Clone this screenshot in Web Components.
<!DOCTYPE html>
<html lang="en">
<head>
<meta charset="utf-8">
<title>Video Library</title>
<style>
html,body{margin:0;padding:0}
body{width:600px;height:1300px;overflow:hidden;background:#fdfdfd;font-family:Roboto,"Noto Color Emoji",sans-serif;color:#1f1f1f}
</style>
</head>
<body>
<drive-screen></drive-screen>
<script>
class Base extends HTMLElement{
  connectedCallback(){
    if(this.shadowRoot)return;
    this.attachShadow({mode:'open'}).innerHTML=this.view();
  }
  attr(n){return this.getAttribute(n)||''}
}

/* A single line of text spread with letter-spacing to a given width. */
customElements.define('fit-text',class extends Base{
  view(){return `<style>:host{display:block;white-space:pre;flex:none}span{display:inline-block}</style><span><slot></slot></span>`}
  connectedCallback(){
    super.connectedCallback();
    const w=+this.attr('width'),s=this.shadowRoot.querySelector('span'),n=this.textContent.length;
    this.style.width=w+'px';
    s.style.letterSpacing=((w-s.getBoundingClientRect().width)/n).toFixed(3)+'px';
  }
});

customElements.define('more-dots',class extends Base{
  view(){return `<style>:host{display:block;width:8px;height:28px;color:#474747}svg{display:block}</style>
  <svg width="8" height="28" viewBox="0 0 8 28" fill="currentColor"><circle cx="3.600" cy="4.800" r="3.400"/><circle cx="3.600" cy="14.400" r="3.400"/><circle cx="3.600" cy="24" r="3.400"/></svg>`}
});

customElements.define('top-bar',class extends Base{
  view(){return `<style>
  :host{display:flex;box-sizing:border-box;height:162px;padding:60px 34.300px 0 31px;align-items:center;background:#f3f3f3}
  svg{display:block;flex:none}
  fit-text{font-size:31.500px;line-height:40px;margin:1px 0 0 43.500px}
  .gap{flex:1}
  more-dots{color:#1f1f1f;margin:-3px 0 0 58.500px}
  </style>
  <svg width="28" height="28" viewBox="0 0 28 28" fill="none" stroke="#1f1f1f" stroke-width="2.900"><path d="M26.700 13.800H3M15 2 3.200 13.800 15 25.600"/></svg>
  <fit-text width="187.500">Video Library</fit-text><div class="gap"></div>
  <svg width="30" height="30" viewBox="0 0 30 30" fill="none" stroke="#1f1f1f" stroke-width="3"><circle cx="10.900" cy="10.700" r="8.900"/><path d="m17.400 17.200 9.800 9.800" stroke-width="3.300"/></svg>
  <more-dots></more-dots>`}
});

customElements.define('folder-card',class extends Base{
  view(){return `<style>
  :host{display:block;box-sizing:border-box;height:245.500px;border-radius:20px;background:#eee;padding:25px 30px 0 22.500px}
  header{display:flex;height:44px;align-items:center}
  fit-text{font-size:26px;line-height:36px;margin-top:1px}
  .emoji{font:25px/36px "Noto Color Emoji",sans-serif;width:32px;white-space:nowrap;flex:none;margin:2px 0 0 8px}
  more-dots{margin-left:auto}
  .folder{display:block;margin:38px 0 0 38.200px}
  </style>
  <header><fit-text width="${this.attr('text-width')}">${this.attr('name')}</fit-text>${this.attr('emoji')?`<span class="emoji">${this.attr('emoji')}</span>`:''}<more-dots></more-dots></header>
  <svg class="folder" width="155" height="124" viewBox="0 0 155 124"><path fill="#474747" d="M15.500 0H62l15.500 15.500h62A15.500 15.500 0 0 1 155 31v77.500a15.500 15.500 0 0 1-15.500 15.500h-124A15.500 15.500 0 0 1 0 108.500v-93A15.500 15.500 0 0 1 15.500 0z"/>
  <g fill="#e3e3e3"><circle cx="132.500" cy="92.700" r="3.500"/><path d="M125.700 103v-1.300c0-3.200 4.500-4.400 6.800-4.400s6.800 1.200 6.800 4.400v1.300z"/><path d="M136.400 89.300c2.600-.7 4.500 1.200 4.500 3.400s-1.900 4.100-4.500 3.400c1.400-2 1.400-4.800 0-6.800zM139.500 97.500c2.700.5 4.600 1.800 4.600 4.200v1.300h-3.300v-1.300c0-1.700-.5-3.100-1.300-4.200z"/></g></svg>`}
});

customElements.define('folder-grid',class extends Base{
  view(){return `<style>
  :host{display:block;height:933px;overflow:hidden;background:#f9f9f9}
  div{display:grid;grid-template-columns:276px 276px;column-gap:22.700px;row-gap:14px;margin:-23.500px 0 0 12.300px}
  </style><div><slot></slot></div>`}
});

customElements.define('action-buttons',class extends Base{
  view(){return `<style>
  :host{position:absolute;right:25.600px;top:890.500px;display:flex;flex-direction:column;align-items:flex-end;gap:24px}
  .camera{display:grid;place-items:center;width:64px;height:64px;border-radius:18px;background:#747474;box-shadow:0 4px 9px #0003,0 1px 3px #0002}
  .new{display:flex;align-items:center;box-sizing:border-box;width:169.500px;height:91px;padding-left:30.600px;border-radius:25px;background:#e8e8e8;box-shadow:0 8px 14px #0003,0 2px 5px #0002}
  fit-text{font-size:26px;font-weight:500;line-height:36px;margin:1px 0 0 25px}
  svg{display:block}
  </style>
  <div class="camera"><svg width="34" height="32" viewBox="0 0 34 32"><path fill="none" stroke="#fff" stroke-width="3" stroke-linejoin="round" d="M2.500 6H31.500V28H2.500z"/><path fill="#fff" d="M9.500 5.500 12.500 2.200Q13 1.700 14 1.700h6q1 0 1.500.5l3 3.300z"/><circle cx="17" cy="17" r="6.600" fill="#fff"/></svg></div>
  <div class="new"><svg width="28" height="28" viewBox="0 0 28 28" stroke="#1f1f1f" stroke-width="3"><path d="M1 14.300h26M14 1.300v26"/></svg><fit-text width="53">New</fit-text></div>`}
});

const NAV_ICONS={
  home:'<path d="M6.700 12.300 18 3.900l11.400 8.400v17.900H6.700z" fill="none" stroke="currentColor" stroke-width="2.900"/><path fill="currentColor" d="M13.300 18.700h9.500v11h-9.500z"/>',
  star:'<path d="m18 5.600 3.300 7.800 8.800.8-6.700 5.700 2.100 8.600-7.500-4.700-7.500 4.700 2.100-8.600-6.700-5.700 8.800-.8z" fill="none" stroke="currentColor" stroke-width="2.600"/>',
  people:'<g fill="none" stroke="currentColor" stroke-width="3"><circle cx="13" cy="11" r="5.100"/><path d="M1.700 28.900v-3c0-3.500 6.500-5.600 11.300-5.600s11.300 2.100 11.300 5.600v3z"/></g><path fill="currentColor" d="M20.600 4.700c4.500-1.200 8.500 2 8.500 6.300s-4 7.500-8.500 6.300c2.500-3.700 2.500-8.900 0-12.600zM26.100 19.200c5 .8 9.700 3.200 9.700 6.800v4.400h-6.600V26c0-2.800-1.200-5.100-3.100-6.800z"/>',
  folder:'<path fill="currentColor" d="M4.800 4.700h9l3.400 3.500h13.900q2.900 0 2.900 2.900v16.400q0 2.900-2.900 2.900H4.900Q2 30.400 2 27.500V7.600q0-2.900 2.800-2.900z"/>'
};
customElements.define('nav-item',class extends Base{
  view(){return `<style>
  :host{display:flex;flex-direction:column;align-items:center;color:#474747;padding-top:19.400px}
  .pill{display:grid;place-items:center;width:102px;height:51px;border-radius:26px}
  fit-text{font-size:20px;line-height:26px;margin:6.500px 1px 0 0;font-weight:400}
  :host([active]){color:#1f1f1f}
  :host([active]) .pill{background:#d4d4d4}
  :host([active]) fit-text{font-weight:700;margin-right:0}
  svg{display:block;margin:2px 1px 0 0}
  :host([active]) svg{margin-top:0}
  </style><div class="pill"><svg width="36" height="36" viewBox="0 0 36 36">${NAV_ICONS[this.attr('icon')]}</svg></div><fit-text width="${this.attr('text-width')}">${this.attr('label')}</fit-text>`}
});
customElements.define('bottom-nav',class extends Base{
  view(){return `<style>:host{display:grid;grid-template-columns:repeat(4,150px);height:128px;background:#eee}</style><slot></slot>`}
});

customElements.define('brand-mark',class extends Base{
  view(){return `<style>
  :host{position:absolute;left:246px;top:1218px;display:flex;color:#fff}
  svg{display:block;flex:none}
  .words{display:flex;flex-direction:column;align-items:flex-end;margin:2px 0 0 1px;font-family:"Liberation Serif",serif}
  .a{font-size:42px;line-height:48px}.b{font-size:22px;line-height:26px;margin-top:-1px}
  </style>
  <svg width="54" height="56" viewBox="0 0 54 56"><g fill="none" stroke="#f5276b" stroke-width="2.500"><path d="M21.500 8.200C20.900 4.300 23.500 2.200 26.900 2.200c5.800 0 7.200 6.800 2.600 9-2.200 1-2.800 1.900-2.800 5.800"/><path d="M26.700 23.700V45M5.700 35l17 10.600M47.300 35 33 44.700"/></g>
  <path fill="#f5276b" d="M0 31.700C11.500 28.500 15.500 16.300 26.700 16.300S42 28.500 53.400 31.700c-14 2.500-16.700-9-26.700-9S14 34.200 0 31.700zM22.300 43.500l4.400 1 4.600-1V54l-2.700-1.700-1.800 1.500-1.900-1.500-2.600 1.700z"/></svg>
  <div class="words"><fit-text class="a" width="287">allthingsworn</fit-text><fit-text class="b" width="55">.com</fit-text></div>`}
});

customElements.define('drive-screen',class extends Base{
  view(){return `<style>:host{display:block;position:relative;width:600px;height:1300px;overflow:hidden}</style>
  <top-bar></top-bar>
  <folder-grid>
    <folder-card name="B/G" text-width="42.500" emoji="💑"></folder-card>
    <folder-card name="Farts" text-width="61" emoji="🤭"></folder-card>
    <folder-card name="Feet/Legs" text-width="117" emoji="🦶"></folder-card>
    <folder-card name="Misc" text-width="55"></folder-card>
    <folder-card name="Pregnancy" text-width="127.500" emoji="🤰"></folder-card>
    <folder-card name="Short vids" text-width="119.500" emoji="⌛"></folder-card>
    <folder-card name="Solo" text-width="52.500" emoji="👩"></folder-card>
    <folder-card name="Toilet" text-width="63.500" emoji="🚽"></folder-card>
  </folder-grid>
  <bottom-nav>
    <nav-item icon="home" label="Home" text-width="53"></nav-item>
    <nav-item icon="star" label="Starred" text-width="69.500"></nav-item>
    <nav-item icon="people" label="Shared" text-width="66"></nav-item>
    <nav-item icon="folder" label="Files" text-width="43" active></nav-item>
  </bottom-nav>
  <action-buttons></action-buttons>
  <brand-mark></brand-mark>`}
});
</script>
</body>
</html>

----

WRITTEN EXERCISE - Scan the data above and copy every line with "this" in it.

REPLY TO THE EXERCISE -
Clone this screenshot in Web Components.
    if(this.shadowRoot)return;
    this.attachShadow({mode:'open'}).innerHTML=this.view();
  attr(n){return this.getAttribute(n)||''}
    const w=+this.attr('width'),s=this.shadowRoot.querySelector('span'),n=this.textContent.length;
    this.style.width=w+'px';
  <header><fit-text width="${this.attr('text-width')}">${this.attr('name')}</fit-text>${this.attr('emoji')?`<span class="emoji">${this.attr('emoji')}</span>`:''}<more-dots></more-dots></header>
  </style><div class="pill"><svg width="36" height="36" viewBox="0 0 36 36">${NAV_ICONS[this.attr('icon')]}</svg></div><fit-text width="${this.attr('text-width')}">${this.attr('label')}</fit-text>`}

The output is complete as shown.